**Directive:** Skip all pictures, then print the remaining material exactly.

**Information provided:**

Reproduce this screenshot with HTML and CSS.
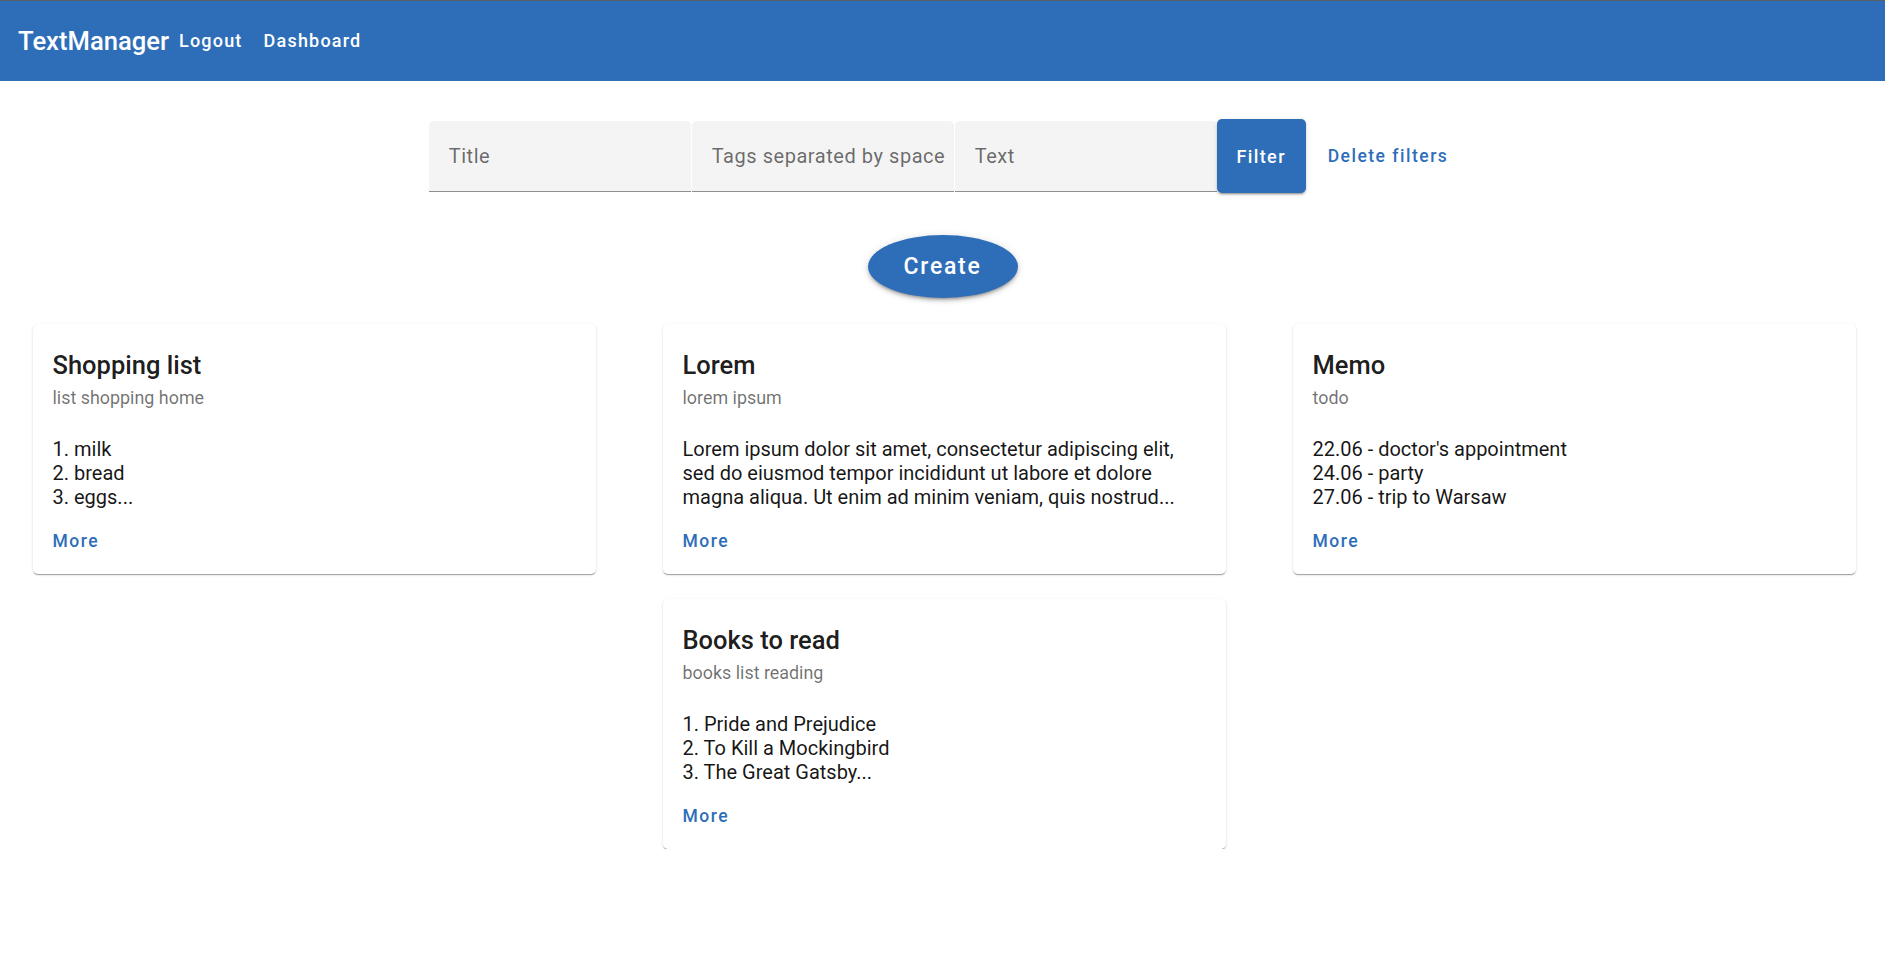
FILE: index.html
```html
<!DOCTYPE html>
<html lang="en">
<head>
<meta charset="utf-8">
<title>TextManager</title>
<link rel="stylesheet" href="styles.css">
</head>
<body>
<header class="topbar">
  <span class="brand">TextManager</span>
  <nav class="nav">
    <a class="nav-link">Logout</a>
    <a class="nav-link">Dashboard</a>
  </nav>
</header>

<main class="main">
  <form class="filters">
    <div class="field"><span class="placeholder">Title</span></div>
    <div class="field"><span class="placeholder">Tags separated by space</span></div>
    <div class="field"><span class="placeholder">Text</span></div>
    <button type="button" class="btn-filter">Filter</button>
    <button type="button" class="btn-text">Delete filters</button>
  </form>

  <div class="create-row">
    <button type="button" class="btn-create">Create</button>
  </div>

  <section class="cards">
    <article class="card">
      <h2 class="card-title">Shopping list</h2>
      <div class="card-tags">list shopping home</div>
      <p class="card-body">1. milk<br>2. bread<br>3. eggs...</p>
      <a class="card-more">More</a>
    </article>
    <article class="card">
      <h2 class="card-title">Lorem</h2>
      <div class="card-tags">lorem ipsum</div>
      <p class="card-body">Lorem ipsum dolor sit amet, consectetur adipiscing elit,<br>sed do eiusmod tempor incididunt ut labore et dolore<br>magna aliqua. Ut enim ad minim veniam, quis nostrud...</p>
      <a class="card-more">More</a>
    </article>
    <article class="card">
      <h2 class="card-title">Memo</h2>
      <div class="card-tags">todo</div>
      <p class="card-body">22.06 - doctor's appointment<br>24.06 - party<br>27.06 - trip to Warsaw</p>
      <a class="card-more">More</a>
    </article>
    <article class="card">
      <h2 class="card-title">Books to read</h2>
      <div class="card-tags">books list reading</div>
      <p class="card-body">1. Pride and Prejudice<br>2. To Kill a Mockingbird<br>3. The Great Gatsby...</p>
      <a class="card-more">More</a>
    </article>
  </section>
</main>
</body>
</html>
```

FILE: styles.css
```css
* { box-sizing: border-box; }

body {
  margin: 0;
  font-family: Roboto, "Liberation Sans", Arial, sans-serif;
  color: rgba(0, 0, 0, 0.87);
  background: #ffffff;
}

.topbar {
  height: 81px;
  border-top: 1px solid #5a5f66;
  background: #2e6eb9;
  display: flex;
  align-items: center;
  padding-left: 18px;
  color: #ffffff;
}

.brand {
  font-size: 25.6px;
  font-weight: 500;
  letter-spacing: 0;
}

.nav {
  display: flex;
  gap: 21px;
  margin-left: 10px;
  margin-top: -2px;
}

.nav-link {
  font-size: 18px;
  font-weight: 500;
  letter-spacing: 1.2px;
  color: #ffffff;
  cursor: pointer;
}

.main {
  padding-top: 38px;
}

.filters {
  display: flex;
  justify-content: center;
  align-items: center;
  margin: 0;
  padding-left: 2px;
}

.field {
  width: 262px;
  height: 71px;
  background: #f4f4f4;
  border-bottom: 1.5px solid #8f8f8f;
  border-radius: 5px 5px 0 0;
  display: flex;
  align-items: center;
  padding: 0 0 0 20px;
  margin-right: 1px;
}

.field:nth-of-type(3) {
  margin-right: 0;
}

.placeholder {
  font-size: 20px;
  letter-spacing: 0.55px;
  white-space: nowrap;
  color: rgba(0, 0, 0, 0.58);
}

.btn-filter {
  width: 89px;
  height: 74px;
  border: none;
  border-radius: 5px;
  background: #2e6eb9;
  color: #ffffff;
  font-family: inherit;
  font-size: 18px;
  font-weight: 500;
  letter-spacing: 1.4px;
  box-shadow: 0 3px 1px -2px rgba(0,0,0,0.2), 0 2px 2px 0 rgba(0,0,0,0.14), 0 1px 5px 0 rgba(0,0,0,0.12);
  cursor: pointer;
}

.btn-text {
  margin-left: 12px;
  padding: 0 10px;
  height: 45px;
  border: none;
  background: transparent;
  color: #2e6eb9;
  font-family: inherit;
  font-size: 17.5px;
  font-weight: 500;
  letter-spacing: 1.5px;
  cursor: pointer;
}

.create-row {
  display: flex;
  justify-content: center;
  margin-top: 42px;
}

.btn-create {
  width: 150px;
  height: 63px;
  border: none;
  border-radius: 50%;
  background: #2e6eb9;
  color: #ffffff;
  font-family: inherit;
  font-size: 23px;
  font-weight: 500;
  letter-spacing: 1.7px;
  box-shadow: 0 3px 3px -2px rgba(0,0,0,0.3), 0 3px 4px 0 rgba(0,0,0,0.14), 0 1px 8px 0 rgba(0,0,0,0.12);
  cursor: pointer;
}

.cards {
  display: flex;
  flex-wrap: wrap;
  justify-content: center;
  column-gap: 67px;
  row-gap: 25px;
  margin-top: 26px;
  padding-left: 3px;
}

.card {
  width: 563px;
  height: 250px;
  background: #ffffff;
  border-radius: 5px;
  box-shadow: 0 2px 1px -1px rgba(0,0,0,0.2), 0 1px 1px 0 rgba(0,0,0,0.14), 0 1px 3px 0 rgba(0,0,0,0.12);
  padding: 22px 20px 0 20px;
  display: flex;
  flex-direction: column;
}

.card-title {
  margin: 0;
  font-size: 25.5px;
  font-weight: 500;
  line-height: 38px;
  letter-spacing: 0;
  color: rgba(0, 0, 0, 0.9);
}

.card-tags {
  margin-top: 2px;
  font-size: 17.9px;
  line-height: 24px;
  color: rgba(0, 0, 0, 0.56);
}

.card-body {
  margin: 27px 0 0;
  font-size: 20px;
  line-height: 24px;
  color: rgba(0, 0, 0, 0.92);
}

.card-more {
  margin-top: 20px;
  font-size: 17.5px;
  font-weight: 500;
  line-height: 24px;
  letter-spacing: 1.5px;
  color: #2e6eb9;
  cursor: pointer;
}
```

**Exercise answer:**
Reproduce this screenshot with HTML and CSS.
FILE: index.html
```html
<!DOCTYPE html>
<html lang="en">
<head>
<meta charset="utf-8">
<title>TextManager</title>
<link rel="stylesheet" href="styles.css">
</head>
<body>
<header class="topbar">
  <span class="brand">TextManager</span>
  <nav class="nav">
    <a class="nav-link">Logout</a>
    <a class="nav-link">Dashboard</a>
  </nav>
</header>

<main class="main">
  <form class="filters">
    <div class="field"><span class="placeholder">Title</span></div>
    <div class="field"><span class="placeholder">Tags separated by space</span></div>
    <div class="field"><span class="placeholder">Text</span></div>
    <button type="button" class="btn-filter">Filter</button>
    <button type="button" class="btn-text">Delete filters</button>
  </form>

  <div class="create-row">
    <button type="button" class="btn-create">Create</button>
  </div>

  <section class="cards">
    <article class="card">
      <h2 class="card-title">Shopping list</h2>
      <div class="card-tags">list shopping home</div>
      <p class="card-body">1. milk<br>2. bread<br>3. eggs...</p>
      <a class="card-more">More</a>
    </article>
    <article class="card">
      <h2 class="card-title">Lorem</h2>
      <div class="card-tags">lorem ipsum</div>
      <p class="card-body">Lorem ipsum dolor sit amet, consectetur adipiscing elit,<br>sed do eiusmod tempor incididunt ut labore et dolore<br>magna aliqua. Ut enim ad minim veniam, quis nostrud...</p>
      <a class="card-more">More</a>
    </article>
    <article class="card">
      <h2 class="card-title">Memo</h2>
      <div class="card-tags">todo</div>
      <p class="card-body">22.06 - doctor's appointment<br>24.06 - party<br>27.06 - trip to Warsaw</p>
      <a class="card-more">More</a>
    </article>
    <article class="card">
      <h2 class="card-title">Books to read</h2>
      <div class="card-tags">books list reading</div>
      <p class="card-body">1. Pride and Prejudice<br>2. To Kill a Mockingbird<br>3. The Great Gatsby...</p>
      <a class="card-more">More</a>
    </article>
  </section>
</main>
</body>
</html>
```

FILE: styles.css
```css
* { box-sizing: border-box; }

body {
  margin: 0;
  font-family: Roboto, "Liberation Sans", Arial, sans-serif;
  color: rgba(0, 0, 0, 0.87);
  background: #ffffff;
}

.topbar {
  height: 81px;
  border-top: 1px solid #5a5f66;
  background: #2e6eb9;
  display: flex;
  align-items: center;
  padding-left: 18px;
  color: #ffffff;
}

.brand {
  font-size: 25.6px;
  font-weight: 500;
  letter-spacing: 0;
}

.nav {
  display: flex;
  gap: 21px;
  margin-left: 10px;
  margin-top: -2px;
}

.nav-link {
  font-size: 18px;
  font-weight: 500;
  letter-spacing: 1.2px;
  color: #ffffff;
  cursor: pointer;
}

.main {
  padding-top: 38px;
}

.filters {
  display: flex;
  justify-content: center;
  align-items: center;
  margin: 0;
  padding-left: 2px;
}

.field {
  width: 262px;
  height: 71px;
  background: #f4f4f4;
  border-bottom: 1.5px solid #8f8f8f;
  border-radius: 5px 5px 0 0;
  display: flex;
  align-items: center;
  padding: 0 0 0 20px;
  margin-right: 1px;
}

.field:nth-of-type(3) {
  margin-right: 0;
}

.placeholder {
  font-size: 20px;
  letter-spacing: 0.55px;
  white-space: nowrap;
  color: rgba(0, 0, 0, 0.58);
}

.btn-filter {
  width: 89px;
  height: 74px;
  border: none;
  border-radius: 5px;
  background: #2e6eb9;
  color: #ffffff;
  font-family: inherit;
  font-size: 18px;
  font-weight: 500;
  letter-spacing: 1.4px;
  box-shadow: 0 3px 1px -2px rgba(0,0,0,0.2), 0 2px 2px 0 rgba(0,0,0,0.14), 0 1px 5px 0 rgba(0,0,0,0.12);
  cursor: pointer;
}

.btn-text {
  margin-left: 12px;
  padding: 0 10px;
  height: 45px;
  border: none;
  background: transparent;
  color: #2e6eb9;
  font-family: inherit;
  font-size: 17.5px;
  font-weight: 500;
  letter-spacing: 1.5px;
  cursor: pointer;
}

.create-row {
  display: flex;
  justify-content: center;
  margin-top: 42px;
}

.btn-create {
  width: 150px;
  height: 63px;
  border: none;
  border-radius: 50%;
  background: #2e6eb9;
  color: #ffffff;
  font-family: inherit;
  font-size: 23px;
  font-weight: 500;
  letter-spacing: 1.7px;
  box-shadow: 0 3px 3px -2px rgba(0,0,0,0.3), 0 3px 4px 0 rgba(0,0,0,0.14), 0 1px 8px 0 rgba(0,0,0,0.12);
  cursor: pointer;
}

.cards {
  display: flex;
  flex-wrap: wrap;
  justify-content: center;
  column-gap: 67px;
  row-gap: 25px;
  margin-top: 26px;
  padding-left: 3px;
}

.card {
  width: 563px;
  height: 250px;
  background: #ffffff;
  border-radius: 5px;
  box-shadow: 0 2px 1px -1px rgba(0,0,0,0.2), 0 1px 1px 0 rgba(0,0,0,0.14), 0 1px 3px 0 rgba(0,0,0,0.12);
  padding: 22px 20px 0 20px;
  display: flex;
  flex-direction: column;
}

.card-title {
  margin: 0;
  font-size: 25.5px;
  font-weight: 500;
  line-height: 38px;
  letter-spacing: 0;
  color: rgba(0, 0, 0, 0.9);
}

.card-tags {
  margin-top: 2px;
  font-size: 17.9px;
  line-height: 24px;
  color: rgba(0, 0, 0, 0.56);
}

.card-body {
  margin: 27px 0 0;
  font-size: 20px;
  line-height: 24px;
  color: rgba(0, 0, 0, 0.92);
}

.card-more {
  margin-top: 20px;
  font-size: 17.5px;
  font-weight: 500;
  line-height: 24px;
  letter-spacing: 1.5px;
  color: #2e6eb9;
  cursor: pointer;
}
```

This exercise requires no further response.